* **Work required**: Your output is the lines from the first one to the one containing "import React from", repeated exactly, with images left out.

* **Source data**:
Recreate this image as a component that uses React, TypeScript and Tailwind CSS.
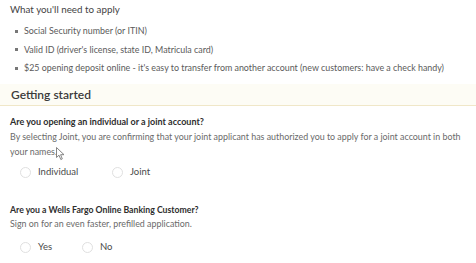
import React from "react";

const Radio = ({ label, w }: { label: string; w: string }) => (
  <div className={`flex items-center gap-[7px] ${w}`}>
    <span className="w-[11px] h-[11px] rounded-full border border-[#e0e0e0] bg-white shrink-0" />
    <span className="text-[9.5px] leading-[12px] text-[#4a4a4a]">{label}</span>
  </div>
);

export default function App() {
  return (
    <div
      className="relative w-[476px] h-[263px] bg-white overflow-hidden text-[#555]"
      style={{ fontFamily: "Lato, 'Open Sans', sans-serif" }}
    >
      <div className="px-[10px] pt-[3px]">
        <div className="text-[9.8px] text-[#444] leading-[12px]">What you'll need to apply</div>
        <ul className="mt-[10px] flex flex-col gap-[6.5px] pl-[5px]">
          {[
            "Social Security number (or ITIN)",
            "Valid ID (driver's license, state ID, Matricula card)",
            "$25 opening deposit online - it's easy to transfer from another account (new customers: have a check handy)",
          ].map((t) => (
            <li key={t} className="flex items-center gap-[6px] text-[8.9px] leading-[12px] text-[#5a5a5a]">
              <span className="w-[3px] h-[3px] bg-[#777] shrink-0" />
              {t}
            </li>
          ))}
        </ul>
      </div>
      <div className="mt-[10px] h-[22px] bg-[#fdfcf5] border-b border-[#f0e7c8] px-[11px] flex items-center">
        <span className="text-[12px] font-semibold text-[#3a3a3a]">Getting started</span>
      </div>
      <div className="pl-[10px] pr-[2px]">
        <div className="mt-[10px] text-[9px] font-bold text-[#2e2e2e] leading-[12px]">
          Are you opening an individual or a joint account?
        </div>
        <div className="mt-[1px] text-[8.9px] leading-[15px] text-[#6a6a6a]">
          By selecting Joint, you are confirming that your joint applicant has authorized you to apply for a joint account in both
          your names.
        </div>
        <div className="mt-[7px] pl-[10px] flex items-center">
          <Radio label="Individual" w="w-[92px]" />
          <Radio label="Joint" w="w-[60px]" />
        </div>
        <div className="mt-[26px] text-[8.7px] font-bold text-[#2e2e2e] leading-[12px]">
          Are you a Wells Fargo Online Banking Customer?
        </div>
        <div className="mt-[2px] text-[8.9px] leading-[12px] text-[#6a6a6a]">
          Sign on for an even faster, prefilled application.
        </div>
        <div className="mt-[11px] pl-[10px] flex items-center">
          <Radio label="Yes" w="w-[62px]" />
          <Radio label="No" w="w-[60px]" />
        </div>
      </div>
      <svg className="absolute left-[56px] top-[147px]" width="9" height="14" viewBox="0 0 9 14">
        <path d="M0.5 0.5 L0.5 10.5 L3 8.2 L4.8 12.5 L6.3 11.9 L4.6 7.7 L8 7.7 Z" fill="white" stroke="#777" strokeWidth="0.9" strokeLinejoin="round" />
      </svg>
    </div>
  );
}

* **Finished exercise**:
Recreate this image as a component that uses React, TypeScript and Tailwind CSS.
import React from "react";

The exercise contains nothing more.